• _YOUR INSTRUCTIONS_
Show each line of the data below that has the string "Tailwind" in it.

• _RECORD LIST_
-- start --

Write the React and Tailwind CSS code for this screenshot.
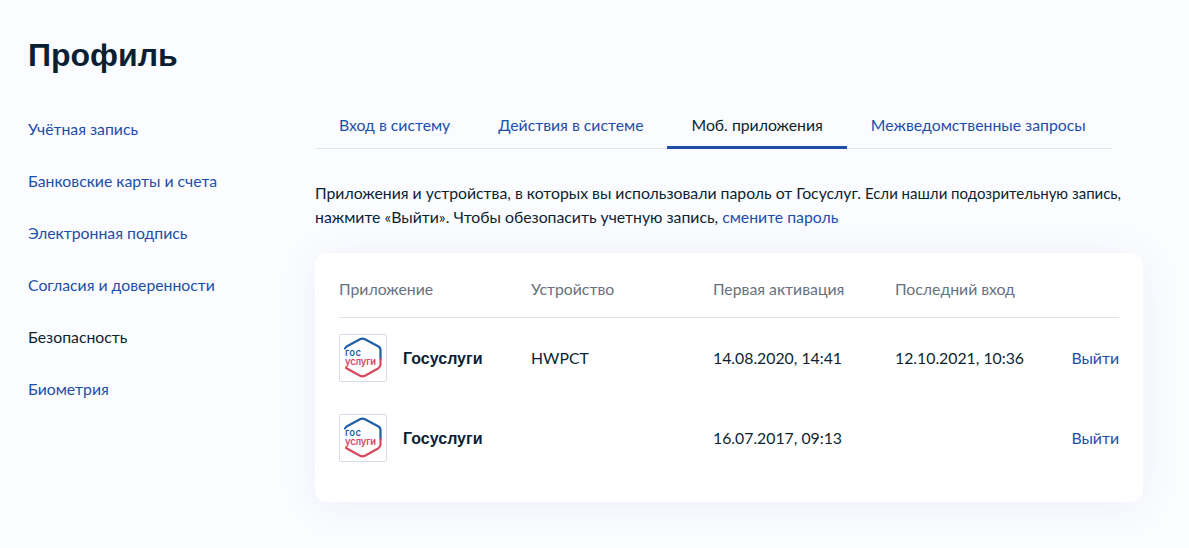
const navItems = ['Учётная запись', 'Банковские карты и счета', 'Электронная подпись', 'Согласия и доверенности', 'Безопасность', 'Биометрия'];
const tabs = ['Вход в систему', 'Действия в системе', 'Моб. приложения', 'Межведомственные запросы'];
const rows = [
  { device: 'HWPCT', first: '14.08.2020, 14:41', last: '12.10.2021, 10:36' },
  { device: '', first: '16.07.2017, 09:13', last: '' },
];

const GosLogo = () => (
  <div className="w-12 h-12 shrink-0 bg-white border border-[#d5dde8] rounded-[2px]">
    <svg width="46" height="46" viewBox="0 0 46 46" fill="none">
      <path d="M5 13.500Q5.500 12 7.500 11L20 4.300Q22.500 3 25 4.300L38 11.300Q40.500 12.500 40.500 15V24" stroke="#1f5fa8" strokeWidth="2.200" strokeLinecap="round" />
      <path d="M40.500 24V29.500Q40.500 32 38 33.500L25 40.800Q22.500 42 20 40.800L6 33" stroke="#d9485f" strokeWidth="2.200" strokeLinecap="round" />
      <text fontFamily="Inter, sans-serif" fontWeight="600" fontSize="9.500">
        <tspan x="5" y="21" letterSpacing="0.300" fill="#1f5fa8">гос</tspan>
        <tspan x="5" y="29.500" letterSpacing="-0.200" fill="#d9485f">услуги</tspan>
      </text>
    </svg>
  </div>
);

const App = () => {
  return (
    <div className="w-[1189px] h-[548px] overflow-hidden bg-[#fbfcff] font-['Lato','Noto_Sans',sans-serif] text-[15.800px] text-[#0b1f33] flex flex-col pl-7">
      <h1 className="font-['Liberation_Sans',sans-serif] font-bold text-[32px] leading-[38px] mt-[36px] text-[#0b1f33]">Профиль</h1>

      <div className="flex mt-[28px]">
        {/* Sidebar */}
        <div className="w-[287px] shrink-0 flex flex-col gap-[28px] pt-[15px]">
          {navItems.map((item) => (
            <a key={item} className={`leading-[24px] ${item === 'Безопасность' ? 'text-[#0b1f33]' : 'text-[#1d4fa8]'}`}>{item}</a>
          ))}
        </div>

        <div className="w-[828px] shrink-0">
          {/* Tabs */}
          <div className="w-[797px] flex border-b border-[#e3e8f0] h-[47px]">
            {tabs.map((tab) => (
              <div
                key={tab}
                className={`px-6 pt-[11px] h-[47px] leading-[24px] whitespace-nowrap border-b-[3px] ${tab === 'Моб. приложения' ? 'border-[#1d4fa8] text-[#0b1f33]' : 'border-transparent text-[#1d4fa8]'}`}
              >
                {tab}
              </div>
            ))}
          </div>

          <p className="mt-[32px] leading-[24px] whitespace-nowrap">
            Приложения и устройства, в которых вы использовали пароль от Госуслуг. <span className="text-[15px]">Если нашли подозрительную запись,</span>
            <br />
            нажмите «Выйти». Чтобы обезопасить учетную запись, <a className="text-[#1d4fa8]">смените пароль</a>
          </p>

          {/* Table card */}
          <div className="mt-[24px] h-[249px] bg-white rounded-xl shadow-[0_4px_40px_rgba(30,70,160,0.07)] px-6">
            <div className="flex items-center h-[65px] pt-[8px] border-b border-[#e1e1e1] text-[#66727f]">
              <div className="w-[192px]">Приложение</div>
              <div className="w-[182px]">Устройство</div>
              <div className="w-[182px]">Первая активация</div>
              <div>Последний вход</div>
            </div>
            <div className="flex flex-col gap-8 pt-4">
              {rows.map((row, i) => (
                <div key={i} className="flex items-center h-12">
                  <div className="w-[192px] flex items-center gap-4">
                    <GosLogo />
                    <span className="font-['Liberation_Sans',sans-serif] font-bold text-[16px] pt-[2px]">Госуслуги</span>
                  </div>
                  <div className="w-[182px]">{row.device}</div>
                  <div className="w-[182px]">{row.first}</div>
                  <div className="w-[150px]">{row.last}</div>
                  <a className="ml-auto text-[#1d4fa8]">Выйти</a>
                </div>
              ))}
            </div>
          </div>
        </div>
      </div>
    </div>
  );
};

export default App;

-- end --
-- start --

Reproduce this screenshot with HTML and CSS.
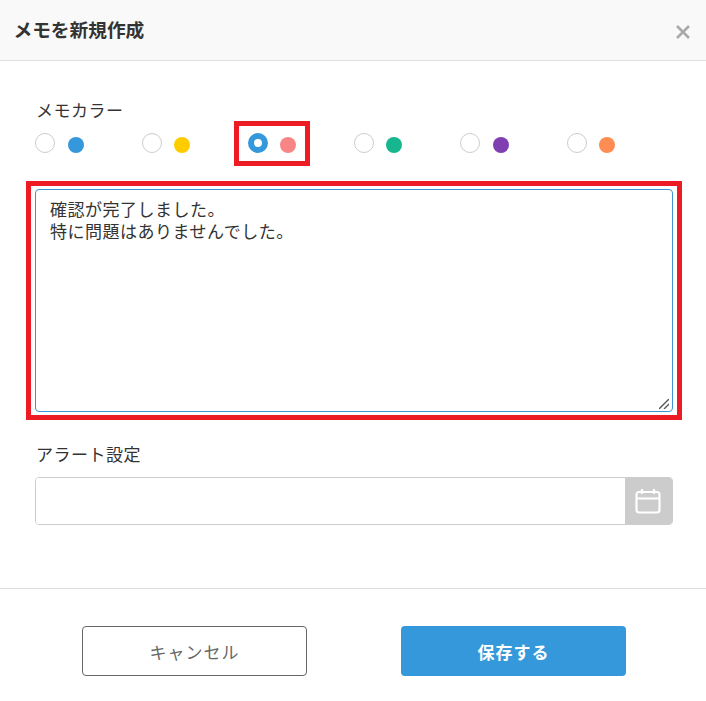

-- end --
-- start --

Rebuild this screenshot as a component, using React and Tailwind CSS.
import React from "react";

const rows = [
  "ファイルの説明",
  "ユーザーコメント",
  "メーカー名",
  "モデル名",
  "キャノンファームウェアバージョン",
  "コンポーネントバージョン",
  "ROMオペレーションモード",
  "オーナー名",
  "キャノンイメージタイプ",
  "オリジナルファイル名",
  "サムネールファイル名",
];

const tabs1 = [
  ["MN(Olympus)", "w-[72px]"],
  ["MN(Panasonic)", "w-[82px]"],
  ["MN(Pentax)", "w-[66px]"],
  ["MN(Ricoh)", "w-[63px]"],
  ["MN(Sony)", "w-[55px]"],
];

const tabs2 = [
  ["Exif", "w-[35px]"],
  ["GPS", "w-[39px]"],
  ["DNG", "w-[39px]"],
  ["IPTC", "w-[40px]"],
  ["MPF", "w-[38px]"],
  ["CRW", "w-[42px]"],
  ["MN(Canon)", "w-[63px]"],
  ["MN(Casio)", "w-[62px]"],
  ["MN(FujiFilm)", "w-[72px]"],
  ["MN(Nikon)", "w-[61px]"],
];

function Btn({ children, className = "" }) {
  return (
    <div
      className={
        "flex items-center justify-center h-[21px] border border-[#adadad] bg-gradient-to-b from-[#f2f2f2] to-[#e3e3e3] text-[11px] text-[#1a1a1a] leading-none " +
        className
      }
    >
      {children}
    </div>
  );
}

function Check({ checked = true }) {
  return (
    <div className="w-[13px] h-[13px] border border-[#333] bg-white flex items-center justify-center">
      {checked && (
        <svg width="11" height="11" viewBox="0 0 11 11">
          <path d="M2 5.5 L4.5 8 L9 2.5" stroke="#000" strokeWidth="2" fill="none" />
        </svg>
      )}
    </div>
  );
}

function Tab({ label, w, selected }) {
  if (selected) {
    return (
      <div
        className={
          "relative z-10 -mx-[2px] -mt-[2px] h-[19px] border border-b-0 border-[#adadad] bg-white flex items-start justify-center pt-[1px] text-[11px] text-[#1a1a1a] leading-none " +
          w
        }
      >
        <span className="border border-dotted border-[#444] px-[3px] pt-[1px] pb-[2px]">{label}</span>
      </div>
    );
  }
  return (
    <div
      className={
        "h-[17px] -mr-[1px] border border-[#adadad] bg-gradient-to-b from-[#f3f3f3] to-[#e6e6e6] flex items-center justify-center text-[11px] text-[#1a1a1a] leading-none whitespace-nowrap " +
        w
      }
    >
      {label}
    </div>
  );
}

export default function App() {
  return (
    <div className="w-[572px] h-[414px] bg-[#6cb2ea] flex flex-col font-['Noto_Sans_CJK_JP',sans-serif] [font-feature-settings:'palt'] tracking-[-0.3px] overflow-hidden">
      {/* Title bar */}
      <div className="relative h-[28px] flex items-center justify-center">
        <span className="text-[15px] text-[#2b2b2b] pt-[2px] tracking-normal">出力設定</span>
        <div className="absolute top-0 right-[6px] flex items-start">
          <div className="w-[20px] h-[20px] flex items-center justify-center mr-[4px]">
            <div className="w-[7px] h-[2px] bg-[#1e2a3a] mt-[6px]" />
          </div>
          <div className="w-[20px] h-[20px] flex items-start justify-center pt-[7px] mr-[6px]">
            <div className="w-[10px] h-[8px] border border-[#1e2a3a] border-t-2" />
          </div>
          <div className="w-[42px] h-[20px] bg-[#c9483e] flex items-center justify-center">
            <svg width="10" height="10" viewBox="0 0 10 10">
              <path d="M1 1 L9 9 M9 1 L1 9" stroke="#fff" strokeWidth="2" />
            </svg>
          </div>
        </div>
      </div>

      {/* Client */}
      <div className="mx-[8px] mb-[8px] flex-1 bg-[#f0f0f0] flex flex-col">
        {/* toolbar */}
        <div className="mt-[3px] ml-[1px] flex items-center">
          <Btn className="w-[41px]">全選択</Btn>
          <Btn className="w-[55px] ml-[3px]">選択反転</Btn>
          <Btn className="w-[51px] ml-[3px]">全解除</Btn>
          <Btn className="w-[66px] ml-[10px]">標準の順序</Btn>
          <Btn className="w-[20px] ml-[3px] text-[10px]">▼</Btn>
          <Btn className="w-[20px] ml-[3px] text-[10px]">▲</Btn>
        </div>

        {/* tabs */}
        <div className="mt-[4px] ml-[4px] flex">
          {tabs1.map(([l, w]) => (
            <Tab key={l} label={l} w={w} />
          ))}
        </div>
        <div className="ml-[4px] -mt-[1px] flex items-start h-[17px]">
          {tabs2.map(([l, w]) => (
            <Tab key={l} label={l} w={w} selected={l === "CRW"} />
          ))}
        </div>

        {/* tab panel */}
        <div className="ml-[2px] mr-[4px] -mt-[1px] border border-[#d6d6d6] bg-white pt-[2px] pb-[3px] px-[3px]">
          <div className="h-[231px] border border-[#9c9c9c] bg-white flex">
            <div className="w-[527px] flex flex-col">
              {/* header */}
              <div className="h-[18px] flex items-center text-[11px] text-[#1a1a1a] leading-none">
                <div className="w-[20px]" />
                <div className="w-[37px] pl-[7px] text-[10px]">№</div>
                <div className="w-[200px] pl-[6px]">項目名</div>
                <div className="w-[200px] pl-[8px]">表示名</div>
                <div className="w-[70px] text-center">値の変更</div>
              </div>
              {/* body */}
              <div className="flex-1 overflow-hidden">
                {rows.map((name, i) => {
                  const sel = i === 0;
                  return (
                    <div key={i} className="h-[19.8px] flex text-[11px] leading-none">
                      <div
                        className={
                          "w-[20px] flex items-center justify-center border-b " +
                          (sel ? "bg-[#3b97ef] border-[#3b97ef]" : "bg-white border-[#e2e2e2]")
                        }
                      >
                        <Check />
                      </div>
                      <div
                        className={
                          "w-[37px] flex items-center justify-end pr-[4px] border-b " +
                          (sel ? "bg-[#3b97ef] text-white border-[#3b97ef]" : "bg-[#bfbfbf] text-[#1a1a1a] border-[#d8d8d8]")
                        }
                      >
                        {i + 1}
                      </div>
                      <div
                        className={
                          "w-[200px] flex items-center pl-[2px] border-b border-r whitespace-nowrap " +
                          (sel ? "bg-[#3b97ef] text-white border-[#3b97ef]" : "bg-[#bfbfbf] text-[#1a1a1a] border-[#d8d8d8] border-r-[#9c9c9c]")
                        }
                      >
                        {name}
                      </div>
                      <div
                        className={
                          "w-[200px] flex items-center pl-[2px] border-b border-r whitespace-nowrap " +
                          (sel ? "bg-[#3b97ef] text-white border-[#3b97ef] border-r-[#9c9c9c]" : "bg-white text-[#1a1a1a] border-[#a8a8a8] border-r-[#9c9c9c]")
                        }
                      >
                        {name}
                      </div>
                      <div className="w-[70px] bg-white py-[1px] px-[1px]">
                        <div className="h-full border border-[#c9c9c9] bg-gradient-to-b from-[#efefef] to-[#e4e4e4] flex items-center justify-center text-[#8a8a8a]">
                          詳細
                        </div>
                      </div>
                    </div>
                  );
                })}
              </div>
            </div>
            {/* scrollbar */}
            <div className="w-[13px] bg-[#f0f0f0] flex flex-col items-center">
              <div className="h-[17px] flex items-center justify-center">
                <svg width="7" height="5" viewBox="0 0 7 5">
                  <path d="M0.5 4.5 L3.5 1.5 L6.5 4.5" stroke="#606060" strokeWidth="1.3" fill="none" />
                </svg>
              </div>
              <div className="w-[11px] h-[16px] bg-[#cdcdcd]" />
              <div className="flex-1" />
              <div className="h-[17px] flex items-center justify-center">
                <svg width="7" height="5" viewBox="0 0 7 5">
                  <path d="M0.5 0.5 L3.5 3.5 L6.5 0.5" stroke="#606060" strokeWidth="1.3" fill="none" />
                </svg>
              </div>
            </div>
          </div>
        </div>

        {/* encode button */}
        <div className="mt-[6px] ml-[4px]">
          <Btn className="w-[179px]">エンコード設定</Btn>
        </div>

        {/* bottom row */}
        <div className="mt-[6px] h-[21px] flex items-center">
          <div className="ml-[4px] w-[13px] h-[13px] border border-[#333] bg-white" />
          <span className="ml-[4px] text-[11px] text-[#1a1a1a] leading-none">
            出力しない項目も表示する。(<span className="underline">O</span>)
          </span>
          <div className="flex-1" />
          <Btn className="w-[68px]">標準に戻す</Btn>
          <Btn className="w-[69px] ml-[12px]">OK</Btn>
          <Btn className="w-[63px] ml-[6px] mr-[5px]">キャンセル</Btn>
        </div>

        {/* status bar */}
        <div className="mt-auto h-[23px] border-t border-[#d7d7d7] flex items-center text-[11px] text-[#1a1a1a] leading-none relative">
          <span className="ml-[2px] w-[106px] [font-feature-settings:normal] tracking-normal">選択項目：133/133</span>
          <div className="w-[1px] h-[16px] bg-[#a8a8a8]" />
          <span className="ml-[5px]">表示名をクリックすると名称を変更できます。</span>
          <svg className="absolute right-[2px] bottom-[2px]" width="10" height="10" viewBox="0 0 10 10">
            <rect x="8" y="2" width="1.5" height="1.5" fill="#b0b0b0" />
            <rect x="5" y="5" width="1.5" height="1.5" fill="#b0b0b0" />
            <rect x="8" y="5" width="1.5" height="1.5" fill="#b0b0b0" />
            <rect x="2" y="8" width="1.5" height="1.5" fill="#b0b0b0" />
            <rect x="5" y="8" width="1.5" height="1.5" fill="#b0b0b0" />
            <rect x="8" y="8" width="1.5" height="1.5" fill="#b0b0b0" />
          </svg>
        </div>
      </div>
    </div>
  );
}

-- end --

• _SOLUTION TO THE EXERCISE_
Write the React and Tailwind CSS code for this screenshot.
Rebuild this screenshot as a component, using React and Tailwind CSS.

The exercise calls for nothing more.